10 Wishes I Have For my Daughters
I'll never forget when I found out I was having a daughter. It was quite literally the happiest moment of my life. Well, it was until she was actually born and I held her tiny little self in my arms. She was the most perfect little human.
I get to watch her grow up and it has been the biggest privilege of my life. But as I watched her navigate some of the milestones of life outside my protective sphere, I started to remember what growing up was like for me and that's when the fear started to set in. The bullying, the self-doubt, the self-image problems, the confidence issues. Navigating mean girls and rude boys. Navigating boys in general. (ugh)
Last year, my joy was doubled when I had a second little girl. And so was my fear.
I wanted to find a way to transplant my life's knowledge and experience, all of the work I have done in my personal development, all the mistakes I've made and the lessons I've learned into their little brains and souls so that they wouldn't have to go through what I have.
But I know that's not going to be entirely possible. I can communicate with them, tell them my story, teach them my lessons...but it's human nature to want to figure it out for yourself. And sometimes it's not even a choice.
So I wish. Every single day I look at my Mini-Me 1 and Mini-Me 2, and I wish...
I wish for them to know that their value and their worth is not found in a number...whether it's a grade in school, on the tag of a pair jeans they want to buy, or on a scale. They are so much more than an arbitrary means of measure like a number.
I wish for them to know that they don't have to learn to juggle to be a good mom, a good partner, a good employee, a good boss, a good woman. They can expect to drop balls regularly, and it's okay if they do. In fact, it's okay to put them all down and just pick up one at a time in whatever order they deem important that day.
I wish for them to know that "No." is a complete sentence. They will never owe anyone an explanation for saying it.
I wish for them to never feel like they have to cut away parts of who they are to fit into a box someone else has constructed.
I wish for them to never dumb down their intelligence to make anyone else around them feel more comfortable.
I wish for them to always trust their gut. Often our intuition knows the score long before our brain does. If it doesn't feel right, I want them to know they can change their mind and walk away. At any point. Always.

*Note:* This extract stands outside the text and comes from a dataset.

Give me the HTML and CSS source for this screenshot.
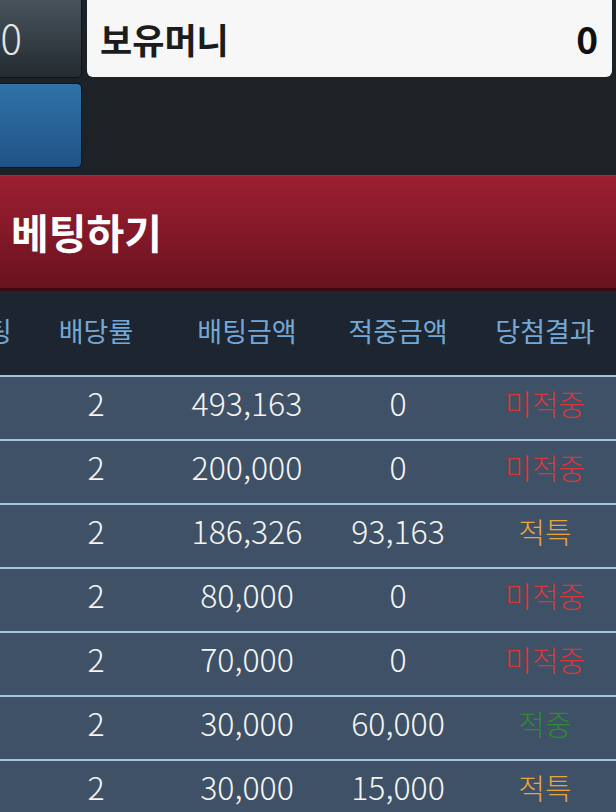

I wish for them to always embrace their emotions, and to never feel bad for experiencing them. I want them to know their emotions are sign posts, signals showing that something is out of alignment. And that they should welcome and embrace them as their own inner wisdom.
I wish for them to know that they don't ever have to do anything to make other people happy. They are not responsible for anyone else's happiness.
I wish for them to know that kindness and compassion may not always get them to the top, but it will make every experience a worthwhile one.
I wish for them to know I will always love them, no matter how they show up every day. And no matter how old they get, my lap and my arms will always be their safe space.